Interest income from municipal bonds is typically exempt from federal income tax. If you live in the state where the bond is issued, it may also be exempt from state and local taxes.

Risk Profile:

Municipal bonds are generally considered to have a lower default risk compared to corporate bonds. However, risks can vary based on the financial health of the issuing municipality.

Corporate Bonds

Issuer:

Corporate bonds are issued by corporations to raise capital for business operations, expansion, or other corporate purposes.

Purpose:

Companies issue corporate bonds to fund their operations, finance mergers and acquisitions, invest in new projects, or refinance existing debt.

Tax Status:

Interest income from corporate bonds is subject to federal, state, and local income taxes. There are no tax benefits associated with investing in corporate bonds.

Risk Profile:

Corporate bonds typically have a higher default risk compared to government or municipal bonds.
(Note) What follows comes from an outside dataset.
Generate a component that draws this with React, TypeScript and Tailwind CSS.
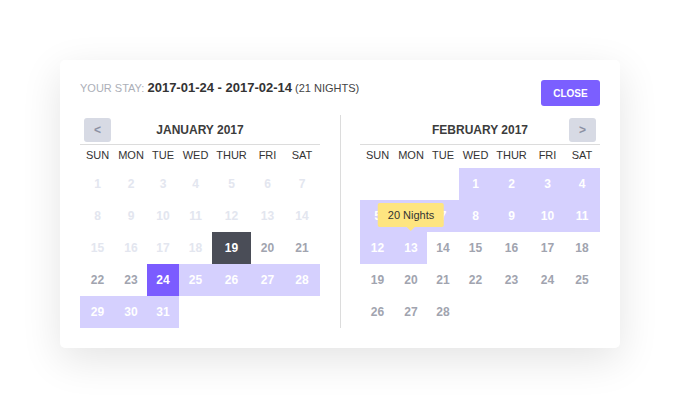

The creditworthiness of the issuing corporation plays a significant role in determining risk.

Government Bonds

Issuer:

Government bonds are issued by national governments, such as the U.S. Treasury, to raise funds for government expenditures.

Purpose:

Government bonds are used to finance various government initiatives, including infrastructure projects, social programs, and debt refinancing.

Tax Status:

Interest income from U.S. government bonds, such as Treasury securities, is subject to federal income tax, but it is exempt from state and local taxes.

Risk Profile:

Government bonds are generally considered to have a lower default risk compared to corporate bonds. The risk of default is typically low for bonds issued by stable governments.In summary, municipal bonds are issued by local governments and offer potential tax benefits, corporate bonds are issued by corporations and carry higher default risks, and government bonds are issued by national governments and are often considered lower-risk investments. Each type of bond has its own advantages and considerations, and investors should carefully assess their financial goals and risk tolerance before investing in any type of bond.